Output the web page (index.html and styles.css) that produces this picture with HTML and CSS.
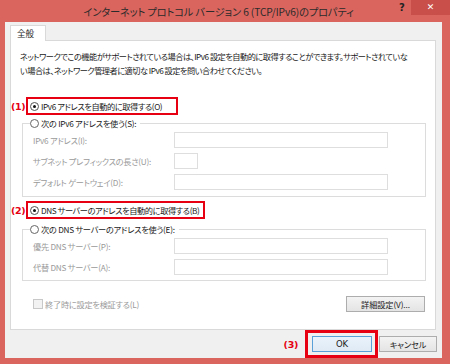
FILE: index.html
```html
<!DOCTYPE html>
<html lang="ja">
<head>
<meta charset="utf-8">
<link rel="stylesheet" href="styles.css">
</head>
<body>
<div class="window">
  <div class="titlebar">
    <div class="title">インターネット プロトコル バージョン 6 (TCP/IPv6)のプロパティ</div>
    <div class="help">?</div>
    <div class="close">✕</div>
  </div>
  <div class="client">
    <div class="tabs"><div class="tab">全般</div></div>
    <div class="panel">
      <p class="desc">ネットワークでこの機能がサポートされている場合は、IPv6 設定を自動的に取得することができます。サポートされていな<br>い場合は、ネットワーク管理者に適切な IPv6 設定を問い合わせてください。</p>

      <div class="mark-row mark-row-1">
        <span class="mark">(1)</span>
        <div class="redbox">
          <span class="radio checked"></span><span class="opt">IPv6 アドレスを自動的に取得する(O)</span>
        </div>
      </div>

      <div class="group group-1">
        <div class="legend"><span class="radio"></span><span class="opt">次の IPv6 アドレスを使う(S):</span></div>
        <div class="field"><span class="flabel">IPv6 アドレス(I):</span><span class="input"></span></div>
        <div class="field"><span class="flabel">サブネット プレフィックスの長さ(U):</span><span class="input small"></span></div>
        <div class="field"><span class="flabel">デフォルト ゲートウェイ(D):</span><span class="input"></span></div>
      </div>

      <div class="mark-row mark-row-2">
        <span class="mark">(2)</span>
        <div class="redbox">
          <span class="radio checked"></span><span class="opt">DNS サーバーのアドレスを自動的に取得する(B)</span>
        </div>
      </div>

      <div class="group group-2">
        <div class="legend"><span class="radio"></span><span class="opt">次の DNS サーバーのアドレスを使う(E):</span></div>
        <div class="field"><span class="flabel">優先 DNS サーバー(P):</span><span class="input"></span></div>
        <div class="field"><span class="flabel">代替 DNS サーバー(A):</span><span class="input"></span></div>
      </div>

      <div class="bottom-row">
        <div class="check"><span class="checkbox"></span><span>終了時に設定を検証する(L)</span></div>
        <div class="btn adv">詳細設定(V)...</div>
      </div>
    </div>
    <div class="footer">
      <span class="mark mark-3">(3)</span>
      <div class="redbox-ok"><div class="btn ok">OK</div></div>
      <div class="btn cancel">キャンセル</div>
    </div>
  </div>
</div>
</body>
</html>
```

FILE: styles.css
```css
* { box-sizing: border-box; }
html, body { margin: 0; padding: 0; }
body {
  width: 450px;
  height: 364px;
  overflow: hidden;
  font-family: "Noto Sans CJK JP", "Noto Sans", sans-serif;
  font-feature-settings: "palt";
  color: #1a1a1a;
}
.window {
  width: 450px;
  height: 364px;
  background: #da655e;
  display: flex;
  flex-direction: column;
  padding: 0 8px 6px 5px;
}
.titlebar {
  height: 22px;
  display: flex;
  align-items: flex-start;
  margin-right: -8px;
}
.title {
  flex: 1;
  text-align: center;
  font-size: 10.2px;
  letter-spacing: -0.1px;
  line-height: 23px;
  color: #2b2b2b;
  padding-left: 46px;
  padding-right: 8px;
  white-space: nowrap;
}
.help {
  width: 16px;
  height: 15px;
  font-family: "DejaVu Sans", sans-serif;
  font-weight: bold;
  font-size: 10px;
  line-height: 15px;
  text-align: center;
  color: #222;
  margin-right: 1px;
}
.close {
  width: 39px;
  height: 15px;
  background: #c84f4a;
  color: #fff;
  font-family: "DejaVu Sans", sans-serif;
  font-weight: bold;
  font-size: 9px;
  line-height: 15px;
  text-align: center;
}
.client {
  flex: 1;
  background: #f0f0f0;
  display: flex;
  flex-direction: column;
  padding: 2px 6px 0 5px;
}
.tabs {
  height: 16px;
  display: flex;
  align-items: flex-end;
}
.tab {
  width: 36px;
  height: 16px;
  background: #fff;
  border: 1px solid #d9d9d9;
  border-bottom: none;
  font-size: 8.6px;
  line-height: 15px;
  padding-left: 6px;
  margin-bottom: -1px;
  position: relative;
  z-index: 1;
}
.panel {
  height: 290px;
  background: #fff;
  border: 1px solid #d9d9d9;
  font-size: 8.2px;
  letter-spacing: -0.25px;
  padding: 8px 0 0 0;
  display: flex;
  flex-direction: column;
}
.desc {
  margin: 0 0 0 9px;
  line-height: 14px;
  letter-spacing: -0.5px;
  color: #1a1a1a;
  white-space: nowrap;
}
.mark-row {
  display: flex;
  align-items: center;
  height: 18px;
}
.mark-row-1 { margin-top: 20px; }
.mark-row-2 { margin-top: 4px; }
.mark {
  width: 15px;
  font-family: "DejaVu Sans", "Noto Sans CJK JP", sans-serif;
  font-weight: bold;
  font-size: 9.5px;
  color: #e50012;
  letter-spacing: -0.3px;
  background: #fff;
}
.redbox {
  height: 18px;
  border: 2px solid #e60012;
  display: flex;
  align-items: center;
  padding: 0 4px 0 2px;
}
.redbox .opt { letter-spacing: -0.4px; }
.mark-row-1 .redbox { width: 152px; }
.mark-row-2 .redbox { width: 179px; }
.radio {
  width: 9px;
  height: 9px;
  border-radius: 50%;
  border: 1px solid #555;
  background: #fff;
  margin-right: 2px;
  display: inline-flex;
  align-items: center;
  justify-content: center;
  flex: none;
}
.radio.checked::after {
  content: "";
  width: 3px;
  height: 3px;
  border-radius: 50%;
  background: #111;
}
.opt { white-space: nowrap; line-height: 14px; }
.group {
  margin: 0 9px 0 11px;
  border: 1px solid #dcdcdc;
  display: flex;
  flex-direction: column;
  gap: 5px;
  padding: 0 0 6px 10px;
}
.group-1 { margin-top: 8px; }
.group-2 { margin-top: 10px; padding-bottom: 5px; }
.legend {
  display: inline-flex;
  align-items: center;
  align-self: flex-start;
  margin: -8px 0 -3px -3px;
  padding: 0 4px 0 0;
  height: 14px;
  background: #fff;
}
.legend .radio { border-color: #666; }
.field {
  display: flex;
  align-items: center;
  height: 16px;
}
.flabel {
  width: 141px;
  color: #9a9a9a;
  white-space: nowrap;
}
.input {
  width: 214px;
  height: 16px;
  border: 1px solid #dedede;
  background: #fff;
}
.input.small { width: 24px; }
.bottom-row {
  margin: 15px 10px 0 22px;
  display: flex;
  align-items: center;
  justify-content: space-between;
  height: 16px;
}
.check {
  display: flex;
  align-items: center;
  color: #9a9a9a;
}
.checkbox {
  width: 10px;
  height: 10px;
  border: 1px solid #c8c8c8;
  background: #f2f2f2;
  margin-right: 2px;
}
.btn {
  height: 16px;
  border: 1px solid #adadad;
  background: linear-gradient(#f3f3f3, #e4e4e4);
  display: flex;
  align-items: center;
  justify-content: center;
  font-size: 8.2px;
  letter-spacing: -0.1px;
  color: #1a1a1a;
}
.adv { width: 79px; }
.footer {
  flex: 1;
  display: flex;
  align-items: center;
  justify-content: flex-end;
  margin-right: -1px;
}
.mark-3 {
  width: auto;
  background: none;
  margin-right: 7px;
}
.redbox-ok {
  width: 73px;
  height: 28px;
  border: 3px solid #e60012;
  padding: 0 3px 0 4px;
  display: flex;
  align-items: center;
  margin-right: 1px;
}
.ok {
  width: 60px;
  border-color: #5aa0d8;
  background: linear-gradient(#eaf3fb, #dfeaf5);
  font-family: "DejaVu Sans", sans-serif;
  font-size: 8.5px;
}
.cancel { width: 58px; }
```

******

TASK PROMPT
Without the pictures, transcribe the listing above exactly.

FULL RESPONSE
Output the web page (index.html and styles.css) that produces this picture with HTML and CSS.
FILE: index.html
```html
<!DOCTYPE html>
<html lang="ja">
<head>
<meta charset="utf-8">
<link rel="stylesheet" href="styles.css">
</head>
<body>
<div class="window">
  <div class="titlebar">
    <div class="title">インターネット プロトコル バージョン 6 (TCP/IPv6)のプロパティ</div>
    <div class="help">?</div>
    <div class="close">✕</div>
  </div>
  <div class="client">
    <div class="tabs"><div class="tab">全般</div></div>
    <div class="panel">
      <p class="desc">ネットワークでこの機能がサポートされている場合は、IPv6 設定を自動的に取得することができます。サポートされていな<br>い場合は、ネットワーク管理者に適切な IPv6 設定を問い合わせてください。</p>

      <div class="mark-row mark-row-1">
        <span class="mark">(1)</span>
        <div class="redbox">
          <span class="radio checked"></span><span class="opt">IPv6 アドレスを自動的に取得する(O)</span>
        </div>
      </div>

      <div class="group group-1">
        <div class="legend"><span class="radio"></span><span class="opt">次の IPv6 アドレスを使う(S):</span></div>
        <div class="field"><span class="flabel">IPv6 アドレス(I):</span><span class="input"></span></div>
        <div class="field"><span class="flabel">サブネット プレフィックスの長さ(U):</span><span class="input small"></span></div>
        <div class="field"><span class="flabel">デフォルト ゲートウェイ(D):</span><span class="input"></span></div>
      </div>

      <div class="mark-row mark-row-2">
        <span class="mark">(2)</span>
        <div class="redbox">
          <span class="radio checked"></span><span class="opt">DNS サーバーのアドレスを自動的に取得する(B)</span>
        </div>
      </div>

      <div class="group group-2">
        <div class="legend"><span class="radio"></span><span class="opt">次の DNS サーバーのアドレスを使う(E):</span></div>
        <div class="field"><span class="flabel">優先 DNS サーバー(P):</span><span class="input"></span></div>
        <div class="field"><span class="flabel">代替 DNS サーバー(A):</span><span class="input"></span></div>
      </div>

      <div class="bottom-row">
        <div class="check"><span class="checkbox"></span><span>終了時に設定を検証する(L)</span></div>
        <div class="btn adv">詳細設定(V)...</div>
      </div>
    </div>
    <div class="footer">
      <span class="mark mark-3">(3)</span>
      <div class="redbox-ok"><div class="btn ok">OK</div></div>
      <div class="btn cancel">キャンセル</div>
    </div>
  </div>
</div>
</body>
</html>
```

FILE: styles.css
```css
* { box-sizing: border-box; }
html, body { margin: 0; padding: 0; }
body {
  width: 450px;
  height: 364px;
  overflow: hidden;
  font-family: "Noto Sans CJK JP", "Noto Sans", sans-serif;
  font-feature-settings: "palt";
  color: #1a1a1a;
}
.window {
  width: 450px;
  height: 364px;
  background: #da655e;
  display: flex;
  flex-direction: column;
  padding: 0 8px 6px 5px;
}
.titlebar {
  height: 22px;
  display: flex;
  align-items: flex-start;
  margin-right: -8px;
}
.title {
  flex: 1;
  text-align: center;
  font-size: 10.2px;
  letter-spacing: -0.1px;
  line-height: 23px;
  color: #2b2b2b;
  padding-left: 46px;
  padding-right: 8px;
  white-space: nowrap;
}
.help {
  width: 16px;
  height: 15px;
  font-family: "DejaVu Sans", sans-serif;
  font-weight: bold;
  font-size: 10px;
  line-height: 15px;
  text-align: center;
  color: #222;
  margin-right: 1px;
}
.close {
  width: 39px;
  height: 15px;
  background: #c84f4a;
  color: #fff;
  font-family: "DejaVu Sans", sans-serif;
  font-weight: bold;
  font-size: 9px;
  line-height: 15px;
  text-align: center;
}
.client {
  flex: 1;
  background: #f0f0f0;
  display: flex;
  flex-direction: column;
  padding: 2px 6px 0 5px;
}
.tabs {
  height: 16px;
  display: flex;
  align-items: flex-end;
}
.tab {
  width: 36px;
  height: 16px;
  background: #fff;
  border: 1px solid #d9d9d9;
  border-bottom: none;
  font-size: 8.6px;
  line-height: 15px;
  padding-left: 6px;
  margin-bottom: -1px;
  position: relative;
  z-index: 1;
}
.panel {
  height: 290px;
  background: #fff;
  border: 1px solid #d9d9d9;
  font-size: 8.2px;
  letter-spacing: -0.25px;
  padding: 8px 0 0 0;
  display: flex;
  flex-direction: column;
}
.desc {
  margin: 0 0 0 9px;
  line-height: 14px;
  letter-spacing: -0.5px;
  color: #1a1a1a;
  white-space: nowrap;
}
.mark-row {
  display: flex;
  align-items: center;
  height: 18px;
}
.mark-row-1 { margin-top: 20px; }
.mark-row-2 { margin-top: 4px; }
.mark {
  width: 15px;
  font-family: "DejaVu Sans", "Noto Sans CJK JP", sans-serif;
  font-weight: bold;
  font-size: 9.5px;
  color: #e50012;
  letter-spacing: -0.3px;
  background: #fff;
}
.redbox {
  height: 18px;
  border: 2px solid #e60012;
  display: flex;
  align-items: center;
  padding: 0 4px 0 2px;
}
.redbox .opt { letter-spacing: -0.4px; }
.mark-row-1 .redbox { width: 152px; }
.mark-row-2 .redbox { width: 179px; }
.radio {
  width: 9px;
  height: 9px;
  border-radius: 50%;
  border: 1px solid #555;
  background: #fff;
  margin-right: 2px;
  display: inline-flex;
  align-items: center;
  justify-content: center;
  flex: none;
}
.radio.checked::after {
  content: "";
  width: 3px;
  height: 3px;
  border-radius: 50%;
  background: #111;
}
.opt { white-space: nowrap; line-height: 14px; }
.group {
  margin: 0 9px 0 11px;
  border: 1px solid #dcdcdc;
  display: flex;
  flex-direction: column;
  gap: 5px;
  padding: 0 0 6px 10px;
}
.group-1 { margin-top: 8px; }
.group-2 { margin-top: 10px; padding-bottom: 5px; }
.legend {
  display: inline-flex;
  align-items: center;
  align-self: flex-start;
  margin: -8px 0 -3px -3px;
  padding: 0 4px 0 0;
  height: 14px;
  background: #fff;
}
.legend .radio { border-color: #666; }
.field {
  display: flex;
  align-items: center;
  height: 16px;
}
.flabel {
  width: 141px;
  color: #9a9a9a;
  white-space: nowrap;
}
.input {
  width: 214px;
  height: 16px;
  border: 1px solid #dedede;
  background: #fff;
}
.input.small { width: 24px; }
.bottom-row {
  margin: 15px 10px 0 22px;
  display: flex;
  align-items: center;
  justify-content: space-between;
  height: 16px;
}
.check {
  display: flex;
  align-items: center;
  color: #9a9a9a;
}
.checkbox {
  width: 10px;
  height: 10px;
  border: 1px solid #c8c8c8;
  background: #f2f2f2;
  margin-right: 2px;
}
.btn {
  height: 16px;
  border: 1px solid #adadad;
  background: linear-gradient(#f3f3f3, #e4e4e4);
  display: flex;
  align-items: center;
  justify-content: center;
  font-size: 8.2px;
  letter-spacing: -0.1px;
  color: #1a1a1a;
}
.adv { width: 79px; }
.footer {
  flex: 1;
  display: flex;
  align-items: center;
  justify-content: flex-end;
  margin-right: -1px;
}
.mark-3 {
  width: auto;
  background: none;
  margin-right: 7px;
}
.redbox-ok {
  width: 73px;
  height: 28px;
  border: 3px solid #e60012;
  padding: 0 3px 0 4px;
  display: flex;
  align-items: center;
  margin-right: 1px;
}
.ok {
  width: 60px;
  border-color: #5aa0d8;
  background: linear-gradient(#eaf3fb, #dfeaf5);
  font-family: "DejaVu Sans", sans-serif;
  font-size: 8.5px;
}
.cancel { width: 58px; }
```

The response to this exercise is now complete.